Partnerships for Innovation
State and federal health agencies diligently develop preparedness plans for response to and management of communicable diseases, but without public understanding of and compliance with these plans, public health crises can ensue.
Because pandemic flu has been found to be easily confused with avian flu, helping the public understand the difference has proven to be a challenging task for public health officials.
Recognizing the likely occurrence and serious consequences of human pandemic influenza, the Centers for Disease Control and Prevention (CDC) and its National Immunization Program looked to Oak Ridge Associated Universities (ORAU) to help create and test materials that would inform the public about pandemic influenza.

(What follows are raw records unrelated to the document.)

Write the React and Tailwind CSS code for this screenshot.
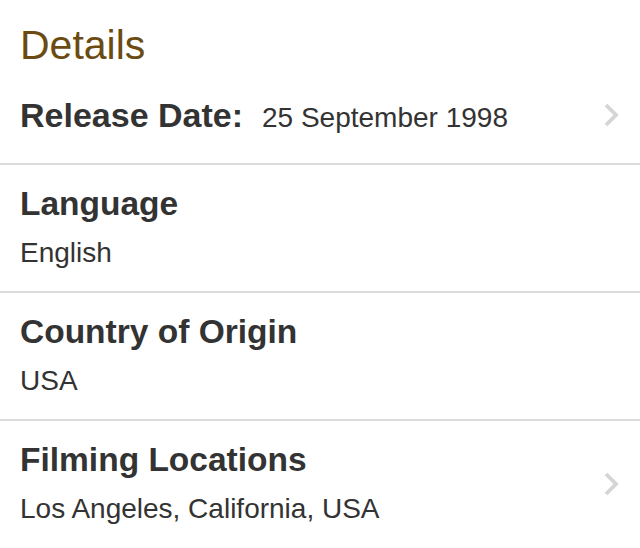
import React from "react";

const Chevron = () => (
  <svg width="16" height="26" viewBox="0 0 16 26" className="shrink-0">
    <polyline
      points="3,3 13,13 3,23"
      fill="none"
      stroke="#d5d5d5"
      strokeWidth="3.8"
      strokeLinecap="butt"
      strokeLinejoin="miter"
    />
  </svg>
);

const rows = [
  ["Language", "English", false],
  ["Country of Origin", "USA", false],
  ["Filming Locations", "Los Angeles, California, USA", true],
];

const App = () => {
  return (
    <div
      className="w-[640px] h-[548px] bg-white text-[#333333] overflow-hidden"
      style={{ fontFamily: '"Liberation Sans", Arial, sans-serif' }}
    >
      <h1 className="pt-[21px] px-5 text-[41px] leading-[48px] text-[#6b4b12] font-normal">
        Details
      </h1>

      {/* Release date */}
      <div className="flex items-center pt-[26px] pb-[25px] pl-5 pr-[21px] border-b-2 border-[#dddddd]">
        <div className="flex-1 flex items-baseline">
          <span className="text-[34px] leading-[40px] font-bold">Release Date:</span>
          <span className="ml-[19px] text-[28px] leading-[40px]">25 September 1998</span>
        </div>
        <div className="-mt-[4px]">
          <Chevron />
        </div>
      </div>

      {rows.map(([title, value, link], i) => (
        <div
          key={i}
          className="flex items-center pt-[19px] pb-[20px] pl-5 pr-[21px] border-b-2 border-[#dddddd] last:border-b-0"
        >
          <div className="flex-1">
            <div className="text-[33.5px] leading-[40px] font-bold">{title}</div>
            <div className="mt-[11px] text-[28px] leading-[36px]">{value}</div>
          </div>
          {link && <Chevron />}
        </div>
      ))}
    </div>
  );
};

export default App;
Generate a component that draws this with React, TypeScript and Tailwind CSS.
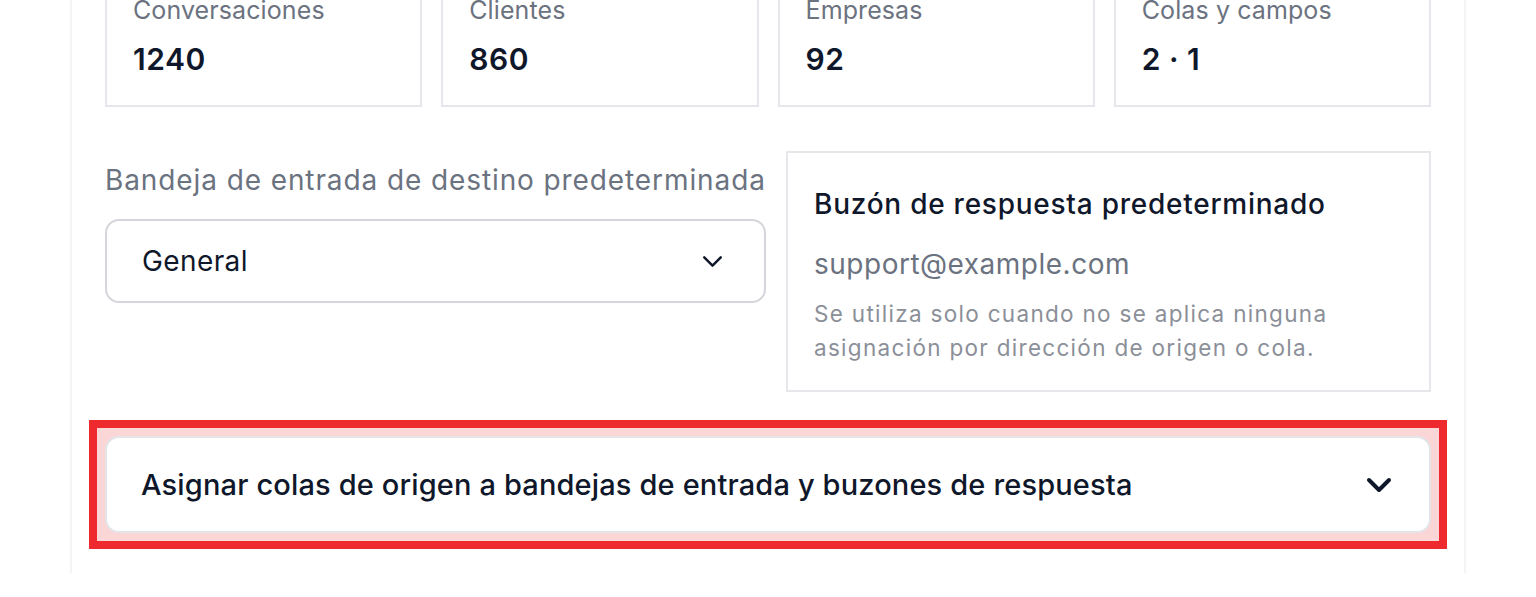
import React from "react";

function Chevron({ className, strokeWidth }: { className?: string; strokeWidth: number }) {
  return (
    <svg viewBox="0 0 24 24" fill="none" stroke="currentColor" strokeWidth={strokeWidth} strokeLinecap="round" strokeLinejoin="round" className={className}>
      <path d="M6 9l6 6 6-6" />
    </svg>
  );
}

const stats = [
  { label: "Conversaciones", value: "1240" },
  { label: "Clientes", value: "860" },
  { label: "Empresas", value: "92" },
  { label: "Colas y campos", value: "2 · 1" },
];

export default function App() {
  return (
    <div className="w-[1536px] h-[597px] overflow-hidden bg-white" style={{ fontFamily: "Inter, 'Noto Sans', sans-serif" }}>
      <div className="mx-[70px] mt-[-34px] border-x-2 border-[#f3f4f6] px-[33px] pb-10 flex flex-col gap-[44px]">
        <div className="grid grid-cols-4 gap-[19px]">
          {stats.map((s) => (
            <div key={s.label} className="border-2 border-[#e5e7eb] pt-[26px] pb-[27px] px-[26px]">
              <div className="text-[25px] leading-[32px] tracking-[0.1px] text-[#6b7280]">{s.label}</div>
              <div className="mt-[14px] text-[30px] leading-[38px] tracking-[0.5px] font-semibold text-[#0f172a]">{s.value}</div>
            </div>
          ))}
        </div>

        <div className="grid grid-cols-[661px_1fr] gap-[20px] items-start">
          <div className="pt-[11px]">
            <div className="text-[28px] leading-[36px] tracking-[0.9px] text-[#6b7280] whitespace-nowrap">Bandeja de entrada de destino predeterminada</div>
            <div className="mt-[21px] h-[84px] rounded-[14px] border-2 border-[#d4d6db] flex items-center justify-between pl-[35px] pr-[35px]">
              <span className="text-[28px] tracking-[0.4px] text-[#0f172a]">General</span>
              <Chevron className="w-[33px] h-[33px] text-[#0f172a]" strokeWidth={1.8} />
            </div>
          </div>
          <div className="border-2 border-[#e5e7eb] pt-[33px] pb-[25px] px-[26px]">
            <div className="text-[28px] leading-[36px] tracking-[0.75px] font-medium text-[#0f172a]">Buzón de respuesta predeterminado</div>
            <div className="mt-[24px] text-[28px] leading-[36px] tracking-[0.5px] text-[#6b7280]">support@example.com</div>
            <div className="mt-[15px] text-[22.5px] leading-[34px] tracking-[1.3px] text-[#8b8f98]">
              Se utiliza solo cuando no se aplica ninguna<br />asignación por dirección de origen o cola.
            </div>
          </div>
        </div>

        <div className="relative">
          <div className="absolute -inset-[16px] border-[8px] border-[#ee2a2f] bg-[#fbd6d7]" />
          <div className="relative h-[97px] rounded-[14px] border-2 border-[#e3e5e8] bg-white flex items-center justify-between pl-[34px] pr-[30px]">
            <span className="text-[29px] tracking-[0.15px] font-medium text-[#0f172a]">Asignar colas de origen a bandejas de entrada y buzones de respuesta</span>
            <Chevron className="w-[40px] h-[40px] text-[#0f172a]" strokeWidth={2.4} />
          </div>
        </div>
      </div>
    </div>
  );
}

We worked closely with the CDC to develop and select messages for testing, conduct audience opinion research, and advise of future pandemic influenza message development.

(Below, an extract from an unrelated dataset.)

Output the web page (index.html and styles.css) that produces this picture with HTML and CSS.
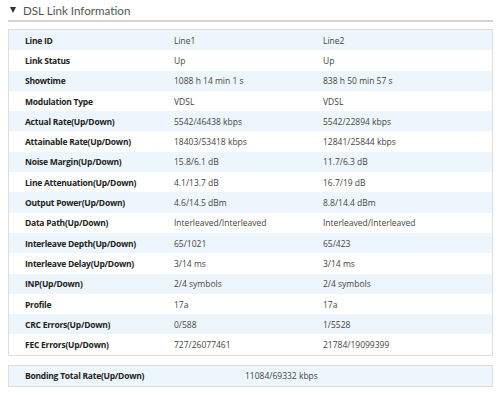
FILE: index.html
```html
<!DOCTYPE html>
<html>
<head>
<meta charset="utf-8">
<link rel="stylesheet" href="styles.css">
</head>
<body>
<div class="page">
  <div class="header">
    <span class="caret"></span>
    <span class="title">DSL Link Information</span>
  </div>
  <div class="box">
    <div class="row"><span class="lbl">Line ID</span><span>Line1</span><span>Line2</span></div>
    <div class="row"><span class="lbl">Link Status</span><span>Up</span><span>Up</span></div>
    <div class="row"><span class="lbl">Showtime</span><span>1088 h 14 min 1 s</span><span>838 h 50 min 57 s</span></div>
    <div class="row"><span class="lbl">Modulation Type</span><span>VDSL</span><span>VDSL</span></div>
    <div class="row"><span class="lbl">Actual Rate(Up/Down)</span><span>5542/46438 kbps</span><span>5542/22894 kbps</span></div>
    <div class="row"><span class="lbl">Attainable Rate(Up/Down)</span><span>18403/53418 kbps</span><span>12841/25844 kbps</span></div>
    <div class="row"><span class="lbl">Noise Margin(Up/Down)</span><span>15.8/6.1 dB</span><span>11.7/6.3 dB</span></div>
    <div class="row"><span class="lbl">Line Attenuation(Up/Down)</span><span>4.1/13.7 dB</span><span>16.7/19 dB</span></div>
    <div class="row"><span class="lbl">Output Power(Up/Down)</span><span>4.6/14.5 dBm</span><span>8.8/14.4 dBm</span></div>
    <div class="row"><span class="lbl">Data Path(Up/Down)</span><span>Interleaved/Interleaved</span><span>Interleaved/Interleaved</span></div>
    <div class="row"><span class="lbl">Interleave Depth(Up/Down)</span><span>65/1021</span><span>65/423</span></div>
    <div class="row"><span class="lbl">Interleave Delay(Up/Down)</span><span>3/14 ms</span><span>3/14 ms</span></div>
    <div class="row"><span class="lbl">INP(Up/Down)</span><span>2/4 symbols</span><span>2/4 symbols</span></div>
    <div class="row"><span class="lbl">Profile</span><span>17a</span><span>17a</span></div>
    <div class="row"><span class="lbl">CRC Errors(Up/Down)</span><span>0/588</span><span>1/5528</span></div>
    <div class="row"><span class="lbl">FEC Errors(Up/Down)</span><span>727/26077461</span><span>21784/19099399</span></div>
  </div>
  <div class="box total">
    <div class="row"><span class="lbl">Bonding Total Rate(Up/Down)</span><span>11084/69332 kbps</span></div>
  </div>
</div>
</body>
</html>
```

FILE: styles.css
```css
html, body {
  margin: 0;
  padding: 0;
  background: #fff;
}
.page {
  padding: 0 7px 0 8px;
  font-family: "Open Sans", "Noto Sans", sans-serif;
}
.header {
  display: flex;
  align-items: center;
  height: 20px;
  gap: 7px;
  padding-left: 2px;
  border-bottom: 2px solid #d4d4d4;
}
.caret {
  width: 0;
  height: 0;
  border-left: 3.5px solid transparent;
  border-right: 3.5px solid transparent;
  border-top: 6px solid #333;
}
.title {
  font-family: "Lato", "Open Sans", sans-serif;
  font-size: 11.6px;
  color: #555;
}
.box {
  margin-top: 7px;
  border: 1px solid #dedede;
}
.row {
  display: grid;
  grid-template-columns: 149px 149px 1fr;
  align-items: center;
  height: 20.3px;
  padding-left: 16px;
  font-size: 8.5px;
  color: #444;
}
.row:nth-child(odd) {
  background: #eef6fd;
}
.lbl {
  font-weight: bold;
  color: #222;
  letter-spacing: -0.25px;
}
.total {
  margin-top: 9px;
}
.total .row {
  grid-template-columns: 220px 1fr;
  height: 20px;
}
```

Our health communication specialists used an automated media monitoring system known as Auto-INFORM, as well as other tools to identify concerns about the illness.
We then organized and facilitated workshops in which teams of governmental experts developed messages for responding to pandemic flu questions.
Five rounds of audience opinion testing were conducted in 10 U.S. cities to assess perceptions of pandemic influenza and the likely responses at different stages of the event.
ORAU experts designed the study, developed research instruments, managed logistics and analyzed the sessions of 88 public focus groups and 47 health care worker interviews.
Reports from these stories will help guide the CDC on improving message delivery for pandemic influenza, as well as other public health emergencies.